Com tudo isso que Jesus foi me dizendo, entendi porque Ele Se chamou a Si mesmo de Pastor, o Bom Pastor. Ele dá a vida por Suas ovelhas, cuida delas, as alimenta com Seu próprio corpo e as faz beber de Seu próprio sangue, cuida dos lobos rapaces, tem um carinho muito especial por cada uma delas, as chama por seu nome, tem muito carinho para com as mais fracas e as errantes ou perdidas ou rebeldes, as atrai com a promessa de uma nova vida que não podiam conseguir por seus desvarios.

São Pedro chegou a dizer que, pelas chagas de Cristo, o Bom Pastor, nós fomos curados a partir do momento em que voltamos, deixando de ser ovelhas desgarradas, aos braços do Pastor e do Guardião de nossas vidas.

Mas, então, me atrevi a perguntar a Jesus, por que, sendo Ele o Filho de Deus, necessita da ajuda de homens que, como novos pastores, cuidem do rebanho que Ele formou à custa de Sua vida deixada no alto da cruz. E foi respondendo:

"Eu sempre necessitei da ajuda dos homens, dentre os que vou suscitando como pastores para guiar e conduzir o Meu povo. Para dizer a verdade: todos os que se incorporam a Mim pelo Batismo, se convertem em pastores de seus próprios irmãos. E, entre os pastores, uns são bons, bons mesmo; porém, outros, têm sido 'em cima do muro', frouxos, e outros, definitivamente, muito maus.
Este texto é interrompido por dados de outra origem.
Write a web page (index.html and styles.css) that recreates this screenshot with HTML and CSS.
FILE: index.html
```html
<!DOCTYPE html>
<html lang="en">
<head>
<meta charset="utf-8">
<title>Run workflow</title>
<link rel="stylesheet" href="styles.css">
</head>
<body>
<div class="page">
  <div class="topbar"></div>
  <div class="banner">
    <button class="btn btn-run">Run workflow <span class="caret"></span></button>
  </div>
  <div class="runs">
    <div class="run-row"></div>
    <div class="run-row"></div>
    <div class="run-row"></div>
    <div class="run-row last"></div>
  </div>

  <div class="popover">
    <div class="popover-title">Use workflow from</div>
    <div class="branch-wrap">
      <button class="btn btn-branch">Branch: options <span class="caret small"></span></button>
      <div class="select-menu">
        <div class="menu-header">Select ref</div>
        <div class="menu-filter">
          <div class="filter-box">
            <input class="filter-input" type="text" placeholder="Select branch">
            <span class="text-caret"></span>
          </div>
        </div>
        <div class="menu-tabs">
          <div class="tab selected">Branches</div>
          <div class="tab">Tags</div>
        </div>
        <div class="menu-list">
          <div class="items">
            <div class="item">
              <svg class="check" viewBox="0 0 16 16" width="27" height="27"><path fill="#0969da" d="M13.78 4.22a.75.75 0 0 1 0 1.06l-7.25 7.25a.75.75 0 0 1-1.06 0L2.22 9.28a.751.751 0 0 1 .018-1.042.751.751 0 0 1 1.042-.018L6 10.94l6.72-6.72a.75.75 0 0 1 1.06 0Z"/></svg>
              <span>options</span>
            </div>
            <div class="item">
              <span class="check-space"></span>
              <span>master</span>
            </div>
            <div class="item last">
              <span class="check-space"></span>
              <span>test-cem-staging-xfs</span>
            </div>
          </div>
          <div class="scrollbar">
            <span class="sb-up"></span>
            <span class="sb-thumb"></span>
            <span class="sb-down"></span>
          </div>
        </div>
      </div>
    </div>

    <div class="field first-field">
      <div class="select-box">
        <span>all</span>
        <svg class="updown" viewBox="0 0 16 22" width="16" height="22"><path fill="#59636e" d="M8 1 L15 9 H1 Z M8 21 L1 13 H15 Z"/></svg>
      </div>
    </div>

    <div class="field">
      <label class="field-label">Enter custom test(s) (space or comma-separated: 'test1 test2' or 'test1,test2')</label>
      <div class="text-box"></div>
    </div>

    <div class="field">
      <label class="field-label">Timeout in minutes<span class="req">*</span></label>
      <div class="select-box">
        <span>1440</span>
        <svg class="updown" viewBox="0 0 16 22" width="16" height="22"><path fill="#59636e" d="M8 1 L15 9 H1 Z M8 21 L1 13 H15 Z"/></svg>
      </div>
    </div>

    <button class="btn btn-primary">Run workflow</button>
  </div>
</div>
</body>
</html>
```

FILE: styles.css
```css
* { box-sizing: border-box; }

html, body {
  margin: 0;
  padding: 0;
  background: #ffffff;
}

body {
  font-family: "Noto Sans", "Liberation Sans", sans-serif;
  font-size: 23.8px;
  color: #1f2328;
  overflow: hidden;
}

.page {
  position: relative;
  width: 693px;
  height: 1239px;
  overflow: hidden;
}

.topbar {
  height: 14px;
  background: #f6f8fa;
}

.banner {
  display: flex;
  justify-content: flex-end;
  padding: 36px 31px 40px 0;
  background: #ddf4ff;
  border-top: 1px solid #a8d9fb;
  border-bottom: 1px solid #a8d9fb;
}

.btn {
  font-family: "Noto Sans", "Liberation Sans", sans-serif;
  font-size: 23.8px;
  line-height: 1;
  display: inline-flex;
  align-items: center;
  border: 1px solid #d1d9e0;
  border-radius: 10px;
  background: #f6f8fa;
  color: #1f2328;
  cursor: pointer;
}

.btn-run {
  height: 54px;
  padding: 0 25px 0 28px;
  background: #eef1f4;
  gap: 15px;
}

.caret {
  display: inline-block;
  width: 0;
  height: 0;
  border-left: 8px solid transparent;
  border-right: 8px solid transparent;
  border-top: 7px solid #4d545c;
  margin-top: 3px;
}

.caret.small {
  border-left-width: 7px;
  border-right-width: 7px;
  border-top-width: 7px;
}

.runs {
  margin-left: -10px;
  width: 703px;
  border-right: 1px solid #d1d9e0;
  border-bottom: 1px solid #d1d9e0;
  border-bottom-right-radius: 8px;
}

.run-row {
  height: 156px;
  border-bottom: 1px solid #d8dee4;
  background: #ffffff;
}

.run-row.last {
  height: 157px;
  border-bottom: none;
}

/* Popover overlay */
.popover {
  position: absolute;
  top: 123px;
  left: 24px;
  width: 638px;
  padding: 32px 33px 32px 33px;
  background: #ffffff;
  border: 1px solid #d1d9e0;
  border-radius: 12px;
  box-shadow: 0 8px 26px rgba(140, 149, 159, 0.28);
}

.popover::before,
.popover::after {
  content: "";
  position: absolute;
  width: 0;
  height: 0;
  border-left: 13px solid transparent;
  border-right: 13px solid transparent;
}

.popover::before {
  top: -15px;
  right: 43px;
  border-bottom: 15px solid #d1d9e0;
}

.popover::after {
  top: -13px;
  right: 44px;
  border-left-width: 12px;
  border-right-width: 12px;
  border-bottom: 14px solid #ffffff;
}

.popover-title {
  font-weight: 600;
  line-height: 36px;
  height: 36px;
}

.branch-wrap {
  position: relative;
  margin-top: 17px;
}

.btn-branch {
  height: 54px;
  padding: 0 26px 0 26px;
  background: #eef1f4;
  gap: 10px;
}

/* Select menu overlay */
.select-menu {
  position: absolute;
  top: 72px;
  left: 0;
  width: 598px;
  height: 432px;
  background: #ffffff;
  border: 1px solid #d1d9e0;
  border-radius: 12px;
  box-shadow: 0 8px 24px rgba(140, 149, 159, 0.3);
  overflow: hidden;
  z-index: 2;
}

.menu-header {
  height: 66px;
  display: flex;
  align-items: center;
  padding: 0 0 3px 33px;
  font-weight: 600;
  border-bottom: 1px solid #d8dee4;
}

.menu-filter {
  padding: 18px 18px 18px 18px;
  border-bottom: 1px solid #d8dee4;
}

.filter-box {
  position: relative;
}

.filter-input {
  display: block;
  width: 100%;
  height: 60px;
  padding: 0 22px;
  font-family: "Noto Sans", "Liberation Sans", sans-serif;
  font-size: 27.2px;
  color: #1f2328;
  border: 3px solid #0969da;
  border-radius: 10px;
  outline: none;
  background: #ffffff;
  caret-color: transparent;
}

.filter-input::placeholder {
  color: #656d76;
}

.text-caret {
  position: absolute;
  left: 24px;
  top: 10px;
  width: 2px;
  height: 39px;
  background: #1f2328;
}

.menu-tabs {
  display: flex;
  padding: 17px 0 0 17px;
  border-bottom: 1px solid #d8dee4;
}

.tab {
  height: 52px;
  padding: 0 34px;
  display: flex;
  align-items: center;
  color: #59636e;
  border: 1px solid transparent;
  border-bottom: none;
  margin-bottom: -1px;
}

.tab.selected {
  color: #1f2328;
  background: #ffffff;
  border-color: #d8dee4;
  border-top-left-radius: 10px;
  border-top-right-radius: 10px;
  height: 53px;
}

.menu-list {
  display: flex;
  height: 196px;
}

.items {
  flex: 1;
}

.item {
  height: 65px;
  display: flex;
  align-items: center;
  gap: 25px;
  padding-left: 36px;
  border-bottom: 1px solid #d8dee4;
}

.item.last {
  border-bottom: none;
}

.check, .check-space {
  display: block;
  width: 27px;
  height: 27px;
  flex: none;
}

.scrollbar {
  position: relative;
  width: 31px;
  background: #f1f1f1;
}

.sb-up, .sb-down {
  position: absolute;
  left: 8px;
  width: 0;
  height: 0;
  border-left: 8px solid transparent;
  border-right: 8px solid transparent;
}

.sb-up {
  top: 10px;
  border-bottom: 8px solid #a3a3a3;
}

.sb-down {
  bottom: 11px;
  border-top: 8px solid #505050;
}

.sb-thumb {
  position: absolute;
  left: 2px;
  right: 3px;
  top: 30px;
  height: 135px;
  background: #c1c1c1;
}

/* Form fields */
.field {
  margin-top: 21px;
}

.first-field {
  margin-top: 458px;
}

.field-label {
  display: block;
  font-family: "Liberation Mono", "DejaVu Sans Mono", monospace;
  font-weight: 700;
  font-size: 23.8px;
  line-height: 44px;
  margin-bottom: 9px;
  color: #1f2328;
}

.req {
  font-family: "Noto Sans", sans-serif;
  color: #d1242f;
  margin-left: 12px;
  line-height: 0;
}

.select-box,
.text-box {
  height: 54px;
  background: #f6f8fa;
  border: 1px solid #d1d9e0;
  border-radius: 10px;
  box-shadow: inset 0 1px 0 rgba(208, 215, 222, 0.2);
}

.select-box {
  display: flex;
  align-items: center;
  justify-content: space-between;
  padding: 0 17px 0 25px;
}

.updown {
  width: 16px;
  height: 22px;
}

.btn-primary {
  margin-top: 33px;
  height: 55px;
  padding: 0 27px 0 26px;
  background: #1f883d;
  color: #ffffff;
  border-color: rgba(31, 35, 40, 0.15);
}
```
Ultimamente tens [tínhamos] João Paulo II! Que homem! Em que pastor se tornou! Não deixou de visitar nações nem bairros, soube usar os meios de comunicação, conseguiu atrair a atenção dos jovens, fez-se amigo dos estadistas e conseguiu romper com o silêncio que se havia estabelecido em vários lugares do planeta.
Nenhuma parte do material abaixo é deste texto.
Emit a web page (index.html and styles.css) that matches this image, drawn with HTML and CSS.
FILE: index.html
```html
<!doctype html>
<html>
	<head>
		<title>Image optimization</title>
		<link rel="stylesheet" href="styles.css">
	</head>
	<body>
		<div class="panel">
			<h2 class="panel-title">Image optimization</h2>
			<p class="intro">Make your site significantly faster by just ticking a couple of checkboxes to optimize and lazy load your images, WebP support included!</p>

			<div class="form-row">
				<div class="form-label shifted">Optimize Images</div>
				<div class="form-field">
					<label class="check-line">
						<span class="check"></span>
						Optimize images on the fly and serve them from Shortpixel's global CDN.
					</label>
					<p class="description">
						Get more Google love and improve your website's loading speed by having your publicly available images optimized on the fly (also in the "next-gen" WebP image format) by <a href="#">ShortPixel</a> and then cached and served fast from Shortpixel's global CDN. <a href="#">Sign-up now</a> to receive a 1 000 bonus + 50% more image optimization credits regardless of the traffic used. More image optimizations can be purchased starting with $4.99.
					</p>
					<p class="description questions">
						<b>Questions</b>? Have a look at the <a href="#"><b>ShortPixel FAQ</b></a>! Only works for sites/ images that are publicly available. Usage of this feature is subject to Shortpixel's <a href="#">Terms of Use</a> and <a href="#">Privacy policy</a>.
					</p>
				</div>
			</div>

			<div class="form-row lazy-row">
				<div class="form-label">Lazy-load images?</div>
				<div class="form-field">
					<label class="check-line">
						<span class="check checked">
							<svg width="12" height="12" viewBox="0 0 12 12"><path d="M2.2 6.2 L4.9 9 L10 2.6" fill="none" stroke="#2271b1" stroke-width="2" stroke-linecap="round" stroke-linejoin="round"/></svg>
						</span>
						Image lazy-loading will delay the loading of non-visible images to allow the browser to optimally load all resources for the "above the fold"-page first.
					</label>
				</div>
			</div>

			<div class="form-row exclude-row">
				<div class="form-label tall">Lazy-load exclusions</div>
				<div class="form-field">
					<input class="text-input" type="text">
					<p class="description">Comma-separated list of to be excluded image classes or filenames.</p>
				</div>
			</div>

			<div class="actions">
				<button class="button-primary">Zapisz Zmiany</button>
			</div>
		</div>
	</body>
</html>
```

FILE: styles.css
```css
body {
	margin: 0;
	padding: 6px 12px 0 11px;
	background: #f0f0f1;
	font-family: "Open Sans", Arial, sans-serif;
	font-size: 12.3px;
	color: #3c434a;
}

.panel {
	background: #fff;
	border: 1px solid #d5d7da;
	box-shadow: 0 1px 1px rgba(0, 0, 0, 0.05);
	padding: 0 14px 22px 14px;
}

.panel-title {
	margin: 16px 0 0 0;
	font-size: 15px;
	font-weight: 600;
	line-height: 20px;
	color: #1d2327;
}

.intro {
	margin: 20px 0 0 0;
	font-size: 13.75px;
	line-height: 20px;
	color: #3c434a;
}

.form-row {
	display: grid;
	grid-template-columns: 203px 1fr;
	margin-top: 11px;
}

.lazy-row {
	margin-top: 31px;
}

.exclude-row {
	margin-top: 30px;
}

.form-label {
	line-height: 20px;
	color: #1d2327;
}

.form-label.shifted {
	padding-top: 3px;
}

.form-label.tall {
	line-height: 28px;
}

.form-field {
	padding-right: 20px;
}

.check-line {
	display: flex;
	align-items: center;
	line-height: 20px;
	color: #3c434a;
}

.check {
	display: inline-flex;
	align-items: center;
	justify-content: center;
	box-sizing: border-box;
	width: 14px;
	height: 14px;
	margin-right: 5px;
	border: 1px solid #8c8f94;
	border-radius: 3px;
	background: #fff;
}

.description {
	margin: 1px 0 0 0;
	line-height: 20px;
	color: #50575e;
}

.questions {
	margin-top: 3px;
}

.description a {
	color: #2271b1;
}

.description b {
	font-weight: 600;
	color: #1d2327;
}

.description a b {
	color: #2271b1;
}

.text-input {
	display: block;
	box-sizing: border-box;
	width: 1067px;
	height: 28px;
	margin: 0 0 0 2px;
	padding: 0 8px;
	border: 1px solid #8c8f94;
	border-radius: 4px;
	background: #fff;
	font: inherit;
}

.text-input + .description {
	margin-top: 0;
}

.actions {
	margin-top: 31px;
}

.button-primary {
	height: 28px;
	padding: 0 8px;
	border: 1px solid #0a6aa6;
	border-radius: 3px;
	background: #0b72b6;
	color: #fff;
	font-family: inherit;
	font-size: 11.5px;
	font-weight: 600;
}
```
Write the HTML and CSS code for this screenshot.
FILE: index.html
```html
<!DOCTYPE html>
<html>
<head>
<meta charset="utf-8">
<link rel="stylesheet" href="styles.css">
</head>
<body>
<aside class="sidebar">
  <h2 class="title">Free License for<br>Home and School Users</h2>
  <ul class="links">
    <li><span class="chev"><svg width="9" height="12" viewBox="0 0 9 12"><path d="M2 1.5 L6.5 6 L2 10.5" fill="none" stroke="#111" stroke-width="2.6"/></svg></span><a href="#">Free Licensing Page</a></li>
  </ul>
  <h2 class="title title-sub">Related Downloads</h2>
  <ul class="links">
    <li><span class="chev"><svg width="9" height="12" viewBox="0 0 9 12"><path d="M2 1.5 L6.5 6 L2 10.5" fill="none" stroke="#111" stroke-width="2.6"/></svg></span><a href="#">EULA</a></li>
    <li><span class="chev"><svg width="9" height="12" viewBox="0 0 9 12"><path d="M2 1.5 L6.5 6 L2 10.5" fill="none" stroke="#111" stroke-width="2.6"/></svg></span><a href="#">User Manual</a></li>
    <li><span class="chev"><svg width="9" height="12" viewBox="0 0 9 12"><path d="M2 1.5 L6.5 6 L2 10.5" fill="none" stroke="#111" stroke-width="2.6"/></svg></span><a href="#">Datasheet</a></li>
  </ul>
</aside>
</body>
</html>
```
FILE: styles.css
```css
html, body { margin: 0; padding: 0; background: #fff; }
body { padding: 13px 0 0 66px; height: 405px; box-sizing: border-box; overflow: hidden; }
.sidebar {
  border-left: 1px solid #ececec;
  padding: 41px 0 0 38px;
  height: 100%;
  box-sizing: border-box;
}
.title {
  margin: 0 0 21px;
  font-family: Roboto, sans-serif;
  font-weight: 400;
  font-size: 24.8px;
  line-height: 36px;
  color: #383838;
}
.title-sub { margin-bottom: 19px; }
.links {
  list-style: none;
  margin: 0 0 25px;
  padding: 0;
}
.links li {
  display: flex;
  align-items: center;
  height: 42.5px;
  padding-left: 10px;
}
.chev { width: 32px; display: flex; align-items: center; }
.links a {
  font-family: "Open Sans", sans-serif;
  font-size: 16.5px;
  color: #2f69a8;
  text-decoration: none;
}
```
Soube ser pastor, porém também ovelha, foi Meu imitador, e, com seus sofrimentos, suas dores, seus achaques soube dizer ao Meu mundo que, se bem que Eu chame os homens, nem por isso os livro de responsabilidade e de continuar à custa de sua própria vida, pertencendo eles ao Meu redil, à Minha Igreja, à Minha comunidade. Dos maus pastores, tu mesmo te darás conta de onde andam".
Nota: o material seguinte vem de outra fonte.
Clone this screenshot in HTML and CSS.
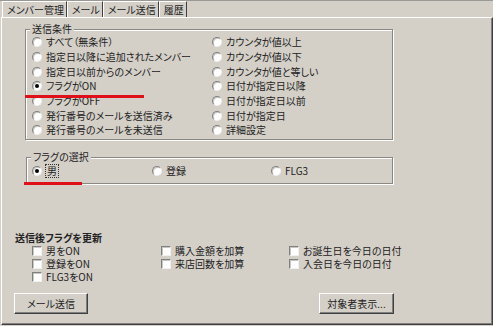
FILE: index.html
```html
<!DOCTYPE html>
<html lang="ja">
<head>
<meta charset="utf-8">
<link rel="stylesheet" href="styles.css">
</head>
<body>
<div class="window">
  <div class="tabs">
    <div class="tab">メンバー管理</div>
    <div class="tab">メール</div>
    <div class="tab active">メール送信</div>
    <div class="tab">履歴</div>
  </div>
  <div class="panel">
    <fieldset class="group cond">
      <legend>送信条件</legend>
      <div class="cond-grid">
        <label class="opt"><span class="radio"></span>すべて（無条件）</label>
        <label class="opt"><span class="radio"></span>指定日以降に追加されたメンバー</label>
        <label class="opt"><span class="radio"></span>指定日以前からのメンバー</label>
        <label class="opt"><span class="radio on"></span>フラグがON</label>
        <label class="opt"><span class="radio"></span>フラグがOFF</label>
        <label class="opt"><span class="radio"></span>発行番号のメールを送信済み</label>
        <label class="opt"><span class="radio"></span>発行番号のメールを未送信</label>
        <label class="opt"><span class="radio"></span>カウンタが値以上</label>
        <label class="opt"><span class="radio"></span>カウンタが値以下</label>
        <label class="opt"><span class="radio"></span>カウンタが値と等しい</label>
        <label class="opt"><span class="radio"></span>日付が指定日以降</label>
        <label class="opt"><span class="radio"></span>日付が指定日以前</label>
        <label class="opt"><span class="radio"></span>日付が指定日</label>
        <label class="opt"><span class="radio"></span>詳細設定</label>
      </div>
    </fieldset>

    <fieldset class="group flag">
      <legend>フラグの選択</legend>
      <div class="flag-row">
        <label class="opt"><span class="radio on"></span><span class="focus">男</span></label>
        <label class="opt"><span class="radio"></span>登録</label>
        <label class="opt"><span class="radio"></span>FLG3</label>
      </div>
    </fieldset>

    <div class="update">
      <div class="update-title">送信後フラグを更新</div>
      <div class="check-grid">
        <label class="opt"><span class="check"></span>男をON</label>
        <label class="opt"><span class="check"></span>購入金額を加算</label>
        <label class="opt"><span class="check"></span>お誕生日を今日の日付</label>
        <label class="opt"><span class="check"></span>登録をON</label>
        <label class="opt"><span class="check"></span>来店回数を加算</label>
        <label class="opt"><span class="check"></span>入会日を今日の日付</label>
        <label class="opt"><span class="check"></span>FLG3をON</label>
      </div>
    </div>

    <div class="buttons">
      <button class="btn send">メール送信</button>
      <button class="btn show">対象者表示...</button>
    </div>

    <span class="mark mark1"></span>
    <span class="mark mark2"></span>
  </div>
</div>
</body>
</html>
```

FILE: styles.css
```css
* { box-sizing: border-box; }
html, body {
  margin: 0;
  padding: 0;
  background: #d4d0c8;
}
body {
  font-family: "Noto Sans CJK JP", "Noto Sans", sans-serif;
  font-size: 10px;
  line-height: 12px;
  color: #222;
  font-feature-settings: "palt";
}
.window {
  width: 493px;
  height: 326px;
  border-top: 1px solid #9a9893;
  overflow: hidden;
}
.tabs {
  display: flex;
  height: 16px;
  padding-left: 2px;
}
.tab {
  height: 16px;
  padding: 2px 2px 0 4px;
  border-top: 1px solid #fff;
  border-left: 1px solid #fff;
  border-right: 1px solid #404040;
  white-space: nowrap;
}
.tab.active {
  padding: 2px 2px 0 4px;
}

.panel {
  position: relative;
  margin-left: 1px;
  width: 492px;
  height: 308px;
  border-top: 1px solid #fff;
  border-left: 1px solid #fff;
  border-right: 1px solid #404040;
  border-bottom: 1px solid #404040;
  box-shadow: inset -1px -1px 0 #808080;
  padding: 5px 0 0 23px;
}

.group {
  margin: 0;
  padding: 0;
  border: 1px solid #8a8883;
  box-shadow: 1px 1px 0 #fff, inset 1px 1px 0 #fff;
  min-width: 0;
}
.group legend {
  padding: 0 2px;
  margin-left: 4px;
  background: #d4d0c8;
  line-height: 12px;
}
.cond {
  width: 368px;
  height: 117px;
}
.cond-grid {
  display: grid;
  grid-auto-flow: column;
  grid-template-rows: repeat(7, 14.67px);
  grid-template-columns: 180px 1fr;
  padding-left: 6px;
}
.opt {
  display: flex;
  align-items: center;
  white-space: nowrap;
}
.radio {
  width: 10px;
  height: 10px;
  border-radius: 50%;
  background: #fff;
  border: 1px solid;
  border-color: #808080 #f0f0f0 #f0f0f0 #808080;
  box-shadow: inset 1px 1px 0 #c8c6c0;
  margin-right: 4px;
  flex: none;
  position: relative;
}
.radio.on::after {
  content: "";
  position: absolute;
  left: 2px;
  top: 2px;
  width: 4px;
  height: 4px;
  border-radius: 50%;
  background: #000;
}

.flag {
  margin-top: 11px;
  width: 367px;
  height: 33px;
  margin-left: 1px;
}
.flag-row {
  display: grid;
  grid-template-columns: 120px 119px 1fr;
  padding-left: 5px;
  height: 16px;
  align-items: center;
}
.focus {
  outline: 1px dotted #333;
  outline-offset: 0;
  padding: 0 1px;
  line-height: 12px;
}

.update {
  margin: 48px 0 0 -10px;
}
.update-title {
  font-weight: bold;
  height: 12px;
}
.check-grid {
  display: grid;
  grid-template-columns: 129px 128px 1fr;
  grid-auto-rows: 13px;
  padding-left: 17px;
}
.check {
  width: 10px;
  height: 10px;
  background: #fff;
  border: 1px solid;
  border-color: #808080 #f0f0f0 #f0f0f0 #808080;
  box-shadow: inset 1px 1px 0 #c8c6c0;
  margin-right: 4px;
  flex: none;
}

.buttons {
  display: flex;
  justify-content: space-between;
  margin: 10px 0 0 -11px;
  width: 380px;
}
.btn {
  font: inherit;
  color: #222;
  background: #d4d0c8;
  height: 21px;
  border: 1px solid;
  border-color: #fff #404040 #404040 #fff;
  box-shadow: inset -1px -1px 0 #808080;
  padding: 0;
  text-align: center;
}
.send { width: 74px; }
.show { width: 75px; }

.mark {
  position: absolute;
  height: 3px;
  background: #e0101a;
}
.mark1 { left: 23px; top: 77px; width: 119px; }
.mark2 { left: 22px; top: 164px; width: 58px; }
```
"Sem dúvida, apesar de Tua entrega e de Tua generosidade, Jesus, tens que Te dar conta de que muita gente não seguem o Teu 'pastoreio' e preferem mil vezes outros pastores: artistas de cinema, cantores, atletas, pessoas que se crêem iluminadas, que se apresentam como 'raios de esperança', ou que declaram guerras 'santas', para 'proteger-se do terrorismo' ".

E Jesus me respondeu:

"Sim, é verdade! Às novas gerações não se lhes pode falar de responsabilidade, ou de responsabilidade plena. Os pais não educam para a responsabilidade. Tudo se quer dar pronto à criança, sem exigir-lhe nada em troca e isso vai fazendo-a negligente ou exigente ou, definitivamente, irresponsáveis. Por isso, muitos jovens temem o matrimônio e preferem ir protelando o compromisso e, como não há uma verdadeira e propriamente união, nem se amam completamente, nem se entregam fielmente. Em qualquer momento, deixam tudo pela 'paz' e partem para buscar outro amor e outro carinho, ainda que deixem truncadas as vidas e as ilusões de ambos, e o que é pior, dos próprios filhos que ficam como ovelhas sem pastor".

"Neste sentido, Teus pastores têm a ousadia de guiar, de guardar o rebanho que lhes confiaste? Sua pregação, sua voz, seu 'assovio', é eficaz para orientar e conduzir?", perguntei a Jesus.

E a resposta foi clara:

"Eu os quisera mais claros, mais diretos, mais valentes, mais generosos. Mons. Romero, a quem mataram na América Central, comentando sobre a valentia de Pedro no discurso de Pentecostes, dizia: 'Pedro denunciou e espetou os que Me mataram ("Vocês O mataram!") e os corações daqueles homens se sentiram comovidos ("Que faremos, irmãos?")". Isto quer a Igreja: inquietar as consciências, provocar crises nos momentos atuais. Uma Igreja que não provoca crise, um Evangelho que não inquieta, uma palavra de Deus que não quebra frascos, uma palavra de Deus que não toca o pecado concreto da sociedade na qual se está anunciando, que evangelho é esse?

Considerações muito piedosas, muito bonitas que não incomodam a ninguém, assim querem muitos que vão à pregação. E aqueles pregadores que, para não incomodar, para não ter conflitos nem dificuldades evitam toda coisa espinhosa, não iluminam a realidade em que se vive, não têm o valor de Pedro de dizer àquela multidão onde estão as mãos manchadas de sangue que mataram a Cristo: 'Vocês O mataram!'. Ainda que lhe fosse custar também a vida por esta denúncia, proclama-a! É o Evangelho valente, é a boa nova daquEle que veio tirar o pecado do mundo".